# Thereeeee greattttt



## csk415 (Sep 6, 2016)

How do classify a bomb? Unexpected package, added sticks to a buy, sticks tossed into a pif, who knows. @WNYTony shoots me a pm with a bunch of numbers that he said he was just gonna leave on my doorstep. He had told me "I got you" in a comment about a CH Buckeye. I ignored it thinking if I didn't respond he would forget about it. Well as you can see by me posting in this area of Puff, Tony did not forget. He sent me that Buckeye along with travelers. You could have just launched a torpedo but you had to go with the cluster.
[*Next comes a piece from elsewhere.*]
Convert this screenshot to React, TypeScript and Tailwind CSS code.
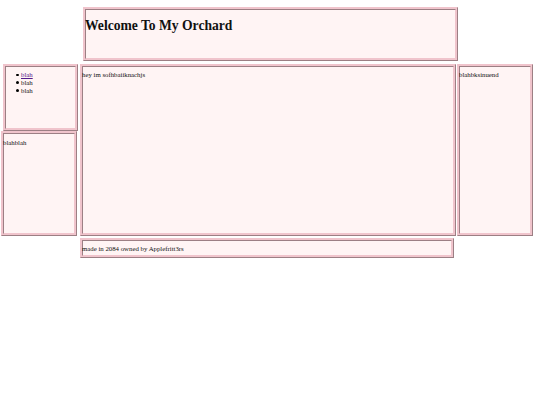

Thanks Tony for being a great brother to quite a few of us.


----------



## cjmmm47 (Aug 5, 2018)

That's awesome... nice hit


----------



## Scotchpig (Apr 8, 2018)

Classy hit indeed. 
What is that Kyle Gellis stick? My Warped senses are tingling....

Sent from my iPhone using Tapatalk


----------



## csk415 (Sep 6, 2016)

Scotchpig said:


> Classy hit indeed.
> What is that Kyle Gellis stick? My Warped senses are tingling....
> 
> Sent from my iPhone using Tapatalk


Cloud hopper


----------



## Alrightdriver (May 2, 2017)

Tony don't play around!! Nice hit. 

Sent from my SM-S727VL using Tapatalk


----------



## Scotchpig (Apr 8, 2018)

csk415 said:


> Cloud hopper


Interesting, thanks!

Sent from my iPhone using Tapatalk


----------



## Scotchpig (Apr 8, 2018)

csk415 said:


> Cloud hopper


Interesting, thanks!

Sent from my iPhone using Tapatalk


----------



## WNYTony (Feb 12, 2014)

Glad to see they made it Chris, told ya I had you covered. We go way back buddy, back to when you first set me up for a bombing by the long lost @Yukoner Certainly you didn't think I'd forget !


----------



## Dran (Jun 15, 2018)

Tony knows how to abuse friends!!


----------



## csk415 (Sep 6, 2016)

WNYTony said:


> Glad to see they made it Chris, told ya I had you covered. We go way back buddy, back to when you first set me up for a bombing by the long lost @Yukoner Certainly you didn't think I'd forget !


Been holding onto that for awhile have ya. Lol. He went on a rampage back then. Nobody was safe.


----------



## OneStrangeOne (Sep 10, 2016)

Nice one @WNYTony! LoL @csk415 it don't take much of a slip to get blown up around here!


----------



## OneStrangeOne (Sep 10, 2016)

...


----------



## Piper (Nov 30, 2008)

Nice hit @WNYTony. Enjoy @csk415.


----------



## kacey (Jun 18, 2018)

Well old Tony has been busy. Good hot @WNYTony


----------



## Pag#11 (Apr 14, 2018)

The unexpected surprises are always the best. 

Sent from my SM-N910P using Tapatalk


----------



## -Stinky- (Jul 23, 2018)

NICE! Report back when you smoke that La Palina Rosado...been thinking about that one


Sent from my iPhone using Tapatalk


----------



## GOT14U (May 12, 2017)

freakin tony is a ninja!


----------



## Yukoner (Sep 22, 2016)

csk415 said:


> Nobody was safe.


I'm sorry, was that intended to be past tense ? :vs_cool:


----------



## Olecharlie (Oct 28, 2017)

Yes indeed the unexpected is the best! Very thoughtful @WNYTony!


----------



## WNYTony (Feb 12, 2014)

Yukoner said:


> I'm sorry, was that intended to be past tense ? :vs_cool:


Holy crap - he's alive ! Hey buddy - how the hell ya been. You come in here and bump a thread that almost a year old ? You just stirring the pot aren't ya. How's the walk in project coming ?


----------



## Yukoner (Sep 22, 2016)

WNYTony said:


> Holy crap - he's alive ! Hey buddy - how the hell ya been. You come in here and bump a thread that almost a year old ? You just stirring the pot aren't ya. How's the walk in project coming ?


:grin2: I know, but I figured it'd garner more attention if it was a year old thread :vs_laugh: And yes, still alive, and back !

The walk-in was completed a while ago. I should do a write-up. Actually, I _WILL_ do a write-up. So far it's been awesome, very little maintenance required and a lot more "set it and forget it" than I was expecting.


----------



## csk415 (Sep 6, 2016)

Would love to see a picture of it finished.


----------